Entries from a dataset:

○ ○ ○ ○

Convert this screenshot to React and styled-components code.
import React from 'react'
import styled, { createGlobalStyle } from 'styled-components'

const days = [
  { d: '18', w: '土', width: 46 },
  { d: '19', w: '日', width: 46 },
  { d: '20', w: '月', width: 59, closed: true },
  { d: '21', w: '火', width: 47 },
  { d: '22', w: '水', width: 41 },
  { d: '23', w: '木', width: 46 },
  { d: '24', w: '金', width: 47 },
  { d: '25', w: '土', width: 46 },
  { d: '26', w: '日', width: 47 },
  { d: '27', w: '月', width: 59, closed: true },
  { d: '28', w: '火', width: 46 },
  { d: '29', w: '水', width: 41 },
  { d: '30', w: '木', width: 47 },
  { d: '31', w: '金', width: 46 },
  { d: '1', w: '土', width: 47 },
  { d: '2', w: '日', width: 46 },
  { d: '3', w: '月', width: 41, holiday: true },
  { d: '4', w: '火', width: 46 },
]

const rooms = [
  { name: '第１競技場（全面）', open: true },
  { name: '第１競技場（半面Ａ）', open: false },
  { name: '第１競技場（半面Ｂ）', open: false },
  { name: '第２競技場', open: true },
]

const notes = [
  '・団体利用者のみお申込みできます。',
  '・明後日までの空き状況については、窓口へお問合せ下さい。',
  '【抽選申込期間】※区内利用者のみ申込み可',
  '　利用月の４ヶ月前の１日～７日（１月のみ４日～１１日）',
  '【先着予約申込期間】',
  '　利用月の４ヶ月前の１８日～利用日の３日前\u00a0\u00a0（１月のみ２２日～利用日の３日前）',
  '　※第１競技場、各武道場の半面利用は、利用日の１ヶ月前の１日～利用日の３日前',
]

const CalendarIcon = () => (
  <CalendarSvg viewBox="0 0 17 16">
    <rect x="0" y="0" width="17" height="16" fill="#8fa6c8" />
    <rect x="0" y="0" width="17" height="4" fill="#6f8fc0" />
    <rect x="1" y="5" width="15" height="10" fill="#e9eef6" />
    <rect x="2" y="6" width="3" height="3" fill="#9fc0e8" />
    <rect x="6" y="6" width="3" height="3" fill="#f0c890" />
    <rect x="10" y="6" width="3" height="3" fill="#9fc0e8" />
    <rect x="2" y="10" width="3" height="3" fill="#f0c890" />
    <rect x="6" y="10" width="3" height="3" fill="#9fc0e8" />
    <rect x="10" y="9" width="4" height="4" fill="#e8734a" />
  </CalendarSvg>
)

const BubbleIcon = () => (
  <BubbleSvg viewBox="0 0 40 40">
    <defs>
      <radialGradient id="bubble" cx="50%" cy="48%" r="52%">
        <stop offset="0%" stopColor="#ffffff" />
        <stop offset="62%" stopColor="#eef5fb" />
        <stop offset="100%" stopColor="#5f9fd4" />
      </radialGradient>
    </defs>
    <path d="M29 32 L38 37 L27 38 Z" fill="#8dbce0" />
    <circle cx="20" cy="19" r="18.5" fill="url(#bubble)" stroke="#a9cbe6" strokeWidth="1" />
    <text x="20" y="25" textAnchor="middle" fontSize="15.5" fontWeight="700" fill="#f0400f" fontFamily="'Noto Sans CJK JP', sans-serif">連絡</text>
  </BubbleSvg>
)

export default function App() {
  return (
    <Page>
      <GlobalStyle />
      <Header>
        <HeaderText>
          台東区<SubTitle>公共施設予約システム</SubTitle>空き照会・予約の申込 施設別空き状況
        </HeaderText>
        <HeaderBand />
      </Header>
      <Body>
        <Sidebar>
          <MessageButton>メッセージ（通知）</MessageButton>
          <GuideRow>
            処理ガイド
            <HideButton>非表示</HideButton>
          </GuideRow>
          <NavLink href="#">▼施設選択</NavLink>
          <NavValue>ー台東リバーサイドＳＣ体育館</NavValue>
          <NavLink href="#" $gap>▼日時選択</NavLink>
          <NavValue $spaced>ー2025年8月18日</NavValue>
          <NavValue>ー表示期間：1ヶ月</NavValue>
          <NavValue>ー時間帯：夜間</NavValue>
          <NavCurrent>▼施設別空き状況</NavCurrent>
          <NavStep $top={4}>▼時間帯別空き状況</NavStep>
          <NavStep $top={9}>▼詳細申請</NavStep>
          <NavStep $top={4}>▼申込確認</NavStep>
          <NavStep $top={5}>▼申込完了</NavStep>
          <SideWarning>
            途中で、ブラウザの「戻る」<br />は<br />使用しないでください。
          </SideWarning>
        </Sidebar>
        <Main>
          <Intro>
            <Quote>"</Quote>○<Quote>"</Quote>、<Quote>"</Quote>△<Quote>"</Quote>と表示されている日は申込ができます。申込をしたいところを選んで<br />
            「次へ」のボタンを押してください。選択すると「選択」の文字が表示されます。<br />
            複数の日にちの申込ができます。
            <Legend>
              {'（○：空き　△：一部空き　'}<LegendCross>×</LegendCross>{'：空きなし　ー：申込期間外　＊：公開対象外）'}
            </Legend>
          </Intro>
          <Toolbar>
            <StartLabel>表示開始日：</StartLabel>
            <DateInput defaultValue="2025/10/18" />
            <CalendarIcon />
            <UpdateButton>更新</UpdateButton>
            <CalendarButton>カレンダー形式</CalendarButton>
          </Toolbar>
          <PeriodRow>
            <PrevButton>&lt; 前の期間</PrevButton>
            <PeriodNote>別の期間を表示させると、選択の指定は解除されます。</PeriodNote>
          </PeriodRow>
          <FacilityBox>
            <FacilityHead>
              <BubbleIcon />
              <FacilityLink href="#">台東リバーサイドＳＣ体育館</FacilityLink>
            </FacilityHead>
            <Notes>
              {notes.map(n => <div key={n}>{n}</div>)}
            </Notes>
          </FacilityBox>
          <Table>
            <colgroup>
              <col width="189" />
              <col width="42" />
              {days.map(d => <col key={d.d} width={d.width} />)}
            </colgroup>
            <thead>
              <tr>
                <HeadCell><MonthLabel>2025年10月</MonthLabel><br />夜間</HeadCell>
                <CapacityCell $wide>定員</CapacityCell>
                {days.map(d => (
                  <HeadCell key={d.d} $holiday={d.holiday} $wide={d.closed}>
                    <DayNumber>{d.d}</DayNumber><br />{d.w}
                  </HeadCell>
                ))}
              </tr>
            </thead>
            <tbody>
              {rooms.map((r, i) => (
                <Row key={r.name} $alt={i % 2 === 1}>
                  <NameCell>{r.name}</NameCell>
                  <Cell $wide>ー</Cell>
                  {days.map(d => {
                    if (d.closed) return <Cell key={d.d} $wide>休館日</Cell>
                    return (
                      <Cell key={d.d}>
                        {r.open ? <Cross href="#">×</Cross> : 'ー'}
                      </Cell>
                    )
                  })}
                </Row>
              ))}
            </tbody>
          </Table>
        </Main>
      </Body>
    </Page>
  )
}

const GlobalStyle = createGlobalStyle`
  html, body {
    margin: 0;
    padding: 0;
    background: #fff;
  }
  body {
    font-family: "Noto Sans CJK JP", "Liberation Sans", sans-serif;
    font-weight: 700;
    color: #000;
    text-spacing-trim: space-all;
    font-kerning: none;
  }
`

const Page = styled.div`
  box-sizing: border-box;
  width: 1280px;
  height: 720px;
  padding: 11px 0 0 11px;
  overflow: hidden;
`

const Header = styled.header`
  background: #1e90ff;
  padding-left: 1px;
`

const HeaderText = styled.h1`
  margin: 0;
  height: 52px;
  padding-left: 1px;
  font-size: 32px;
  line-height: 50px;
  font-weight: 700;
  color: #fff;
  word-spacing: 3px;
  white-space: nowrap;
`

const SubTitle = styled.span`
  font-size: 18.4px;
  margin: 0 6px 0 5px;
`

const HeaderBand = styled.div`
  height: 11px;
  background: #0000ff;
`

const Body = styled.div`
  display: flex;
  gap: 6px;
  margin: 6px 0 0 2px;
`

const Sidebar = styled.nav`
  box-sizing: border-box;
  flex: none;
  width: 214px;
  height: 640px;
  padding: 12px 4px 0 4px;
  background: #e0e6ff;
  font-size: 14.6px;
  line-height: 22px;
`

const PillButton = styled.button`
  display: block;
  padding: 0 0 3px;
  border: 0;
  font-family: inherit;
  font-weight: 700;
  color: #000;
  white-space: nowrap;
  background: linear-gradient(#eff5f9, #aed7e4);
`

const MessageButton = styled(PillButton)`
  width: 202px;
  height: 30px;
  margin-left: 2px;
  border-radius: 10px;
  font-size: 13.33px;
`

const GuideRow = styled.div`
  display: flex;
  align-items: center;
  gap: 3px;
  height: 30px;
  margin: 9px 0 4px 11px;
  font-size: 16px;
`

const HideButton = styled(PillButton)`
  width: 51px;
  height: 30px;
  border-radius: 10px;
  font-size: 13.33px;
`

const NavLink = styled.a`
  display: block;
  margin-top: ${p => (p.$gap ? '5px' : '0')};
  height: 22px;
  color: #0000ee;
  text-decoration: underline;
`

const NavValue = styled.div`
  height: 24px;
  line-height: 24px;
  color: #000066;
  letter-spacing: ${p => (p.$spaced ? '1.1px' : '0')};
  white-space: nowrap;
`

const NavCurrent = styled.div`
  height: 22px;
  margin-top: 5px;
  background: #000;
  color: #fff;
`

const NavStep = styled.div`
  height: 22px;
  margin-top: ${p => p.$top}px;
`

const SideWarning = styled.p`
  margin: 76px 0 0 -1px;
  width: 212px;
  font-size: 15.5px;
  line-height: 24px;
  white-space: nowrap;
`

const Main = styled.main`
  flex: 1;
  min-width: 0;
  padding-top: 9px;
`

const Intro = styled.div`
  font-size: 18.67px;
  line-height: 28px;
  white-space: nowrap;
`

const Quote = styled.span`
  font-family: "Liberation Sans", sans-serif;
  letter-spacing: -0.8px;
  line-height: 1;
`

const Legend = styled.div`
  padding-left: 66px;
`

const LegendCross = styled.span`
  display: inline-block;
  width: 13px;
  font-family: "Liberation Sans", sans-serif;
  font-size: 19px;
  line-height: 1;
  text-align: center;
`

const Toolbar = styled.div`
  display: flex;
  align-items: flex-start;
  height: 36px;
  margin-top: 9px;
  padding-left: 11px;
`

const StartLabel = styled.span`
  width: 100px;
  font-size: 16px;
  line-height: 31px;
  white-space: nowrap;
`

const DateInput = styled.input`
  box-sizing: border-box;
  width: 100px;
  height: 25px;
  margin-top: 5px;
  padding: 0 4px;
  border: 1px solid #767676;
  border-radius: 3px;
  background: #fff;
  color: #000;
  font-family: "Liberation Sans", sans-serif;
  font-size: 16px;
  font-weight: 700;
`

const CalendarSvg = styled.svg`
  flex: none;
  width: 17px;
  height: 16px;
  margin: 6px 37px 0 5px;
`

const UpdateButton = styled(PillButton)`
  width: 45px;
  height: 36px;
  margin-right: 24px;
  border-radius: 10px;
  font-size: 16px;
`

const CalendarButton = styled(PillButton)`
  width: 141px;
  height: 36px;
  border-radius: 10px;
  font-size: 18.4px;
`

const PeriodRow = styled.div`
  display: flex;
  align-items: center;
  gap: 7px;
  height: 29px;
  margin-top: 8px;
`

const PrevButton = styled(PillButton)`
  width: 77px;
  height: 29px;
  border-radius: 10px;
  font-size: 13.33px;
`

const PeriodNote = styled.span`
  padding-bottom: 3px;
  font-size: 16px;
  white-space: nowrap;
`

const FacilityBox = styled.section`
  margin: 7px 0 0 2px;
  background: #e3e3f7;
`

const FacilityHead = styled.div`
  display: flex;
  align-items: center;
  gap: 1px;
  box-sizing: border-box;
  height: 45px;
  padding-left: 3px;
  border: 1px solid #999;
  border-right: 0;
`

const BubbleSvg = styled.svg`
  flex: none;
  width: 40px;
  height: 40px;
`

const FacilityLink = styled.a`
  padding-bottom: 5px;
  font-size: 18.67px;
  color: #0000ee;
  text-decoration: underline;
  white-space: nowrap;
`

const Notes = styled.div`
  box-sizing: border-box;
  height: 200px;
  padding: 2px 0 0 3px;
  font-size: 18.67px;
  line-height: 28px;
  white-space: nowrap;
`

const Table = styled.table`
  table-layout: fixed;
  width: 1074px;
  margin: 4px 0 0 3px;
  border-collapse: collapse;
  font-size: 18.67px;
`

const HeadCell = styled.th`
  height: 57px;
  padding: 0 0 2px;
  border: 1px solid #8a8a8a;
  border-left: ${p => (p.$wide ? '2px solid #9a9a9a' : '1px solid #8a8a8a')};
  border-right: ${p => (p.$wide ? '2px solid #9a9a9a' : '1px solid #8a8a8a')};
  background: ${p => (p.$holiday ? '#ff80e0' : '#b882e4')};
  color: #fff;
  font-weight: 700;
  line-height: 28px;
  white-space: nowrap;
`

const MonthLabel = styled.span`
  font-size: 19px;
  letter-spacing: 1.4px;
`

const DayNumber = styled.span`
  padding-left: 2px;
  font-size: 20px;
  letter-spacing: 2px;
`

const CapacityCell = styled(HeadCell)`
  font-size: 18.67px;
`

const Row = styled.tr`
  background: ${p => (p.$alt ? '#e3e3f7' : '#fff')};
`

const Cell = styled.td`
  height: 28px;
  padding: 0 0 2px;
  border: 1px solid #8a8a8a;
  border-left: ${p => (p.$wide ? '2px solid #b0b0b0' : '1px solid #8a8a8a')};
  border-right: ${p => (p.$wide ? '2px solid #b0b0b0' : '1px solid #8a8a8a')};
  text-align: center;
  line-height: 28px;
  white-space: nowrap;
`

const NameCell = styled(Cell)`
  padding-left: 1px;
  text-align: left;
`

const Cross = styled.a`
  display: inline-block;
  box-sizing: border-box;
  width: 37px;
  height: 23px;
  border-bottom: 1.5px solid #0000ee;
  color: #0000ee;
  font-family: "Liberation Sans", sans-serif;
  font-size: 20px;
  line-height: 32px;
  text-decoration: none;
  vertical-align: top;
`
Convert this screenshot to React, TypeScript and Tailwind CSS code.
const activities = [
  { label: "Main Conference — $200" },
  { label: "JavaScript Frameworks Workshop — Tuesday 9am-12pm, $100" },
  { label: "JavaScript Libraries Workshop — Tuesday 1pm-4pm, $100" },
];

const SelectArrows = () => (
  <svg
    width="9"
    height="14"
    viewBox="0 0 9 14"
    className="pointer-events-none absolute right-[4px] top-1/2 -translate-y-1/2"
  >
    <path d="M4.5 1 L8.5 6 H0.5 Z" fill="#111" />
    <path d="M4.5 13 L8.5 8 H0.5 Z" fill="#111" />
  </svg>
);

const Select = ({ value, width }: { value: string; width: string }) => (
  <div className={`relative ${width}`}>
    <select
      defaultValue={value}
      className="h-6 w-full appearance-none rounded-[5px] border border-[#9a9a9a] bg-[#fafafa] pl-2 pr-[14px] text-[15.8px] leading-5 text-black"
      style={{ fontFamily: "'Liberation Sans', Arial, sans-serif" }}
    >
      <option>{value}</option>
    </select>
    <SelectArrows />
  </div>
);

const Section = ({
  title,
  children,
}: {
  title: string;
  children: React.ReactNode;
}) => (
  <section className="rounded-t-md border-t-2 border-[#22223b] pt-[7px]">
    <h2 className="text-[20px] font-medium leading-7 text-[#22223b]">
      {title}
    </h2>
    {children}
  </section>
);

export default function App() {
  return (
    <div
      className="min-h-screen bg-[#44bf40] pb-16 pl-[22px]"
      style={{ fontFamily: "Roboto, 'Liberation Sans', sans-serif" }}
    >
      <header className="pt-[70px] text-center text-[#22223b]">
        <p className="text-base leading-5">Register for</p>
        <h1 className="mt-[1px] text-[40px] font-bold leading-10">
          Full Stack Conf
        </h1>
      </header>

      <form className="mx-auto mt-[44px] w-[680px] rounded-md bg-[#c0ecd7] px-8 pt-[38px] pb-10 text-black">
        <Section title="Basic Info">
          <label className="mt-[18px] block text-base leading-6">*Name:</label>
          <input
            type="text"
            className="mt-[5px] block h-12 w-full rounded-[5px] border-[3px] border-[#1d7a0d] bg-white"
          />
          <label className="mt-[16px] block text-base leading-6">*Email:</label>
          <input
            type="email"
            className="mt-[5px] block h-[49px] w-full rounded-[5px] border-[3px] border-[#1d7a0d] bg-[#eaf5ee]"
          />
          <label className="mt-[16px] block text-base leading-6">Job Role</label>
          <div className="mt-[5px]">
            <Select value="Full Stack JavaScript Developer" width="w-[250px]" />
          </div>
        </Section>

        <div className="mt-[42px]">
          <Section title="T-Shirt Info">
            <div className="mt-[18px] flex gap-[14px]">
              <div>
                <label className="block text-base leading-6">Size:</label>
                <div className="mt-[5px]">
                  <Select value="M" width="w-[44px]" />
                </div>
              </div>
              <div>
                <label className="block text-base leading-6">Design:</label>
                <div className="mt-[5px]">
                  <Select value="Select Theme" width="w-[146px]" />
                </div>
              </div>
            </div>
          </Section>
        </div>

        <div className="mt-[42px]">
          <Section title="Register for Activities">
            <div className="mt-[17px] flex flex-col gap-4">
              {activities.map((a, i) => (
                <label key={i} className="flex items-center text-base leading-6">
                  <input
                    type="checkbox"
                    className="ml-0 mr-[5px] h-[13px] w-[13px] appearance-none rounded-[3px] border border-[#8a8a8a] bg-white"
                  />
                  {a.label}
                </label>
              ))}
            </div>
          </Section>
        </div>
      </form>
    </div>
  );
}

○ ○ ○ ○

== Written problem ==
Pull every line containing "screenshot" out of the records.

== Result for this exercise ==
Convert this screenshot to React and styled-components code.
Convert this screenshot to React, TypeScript and Tailwind CSS code.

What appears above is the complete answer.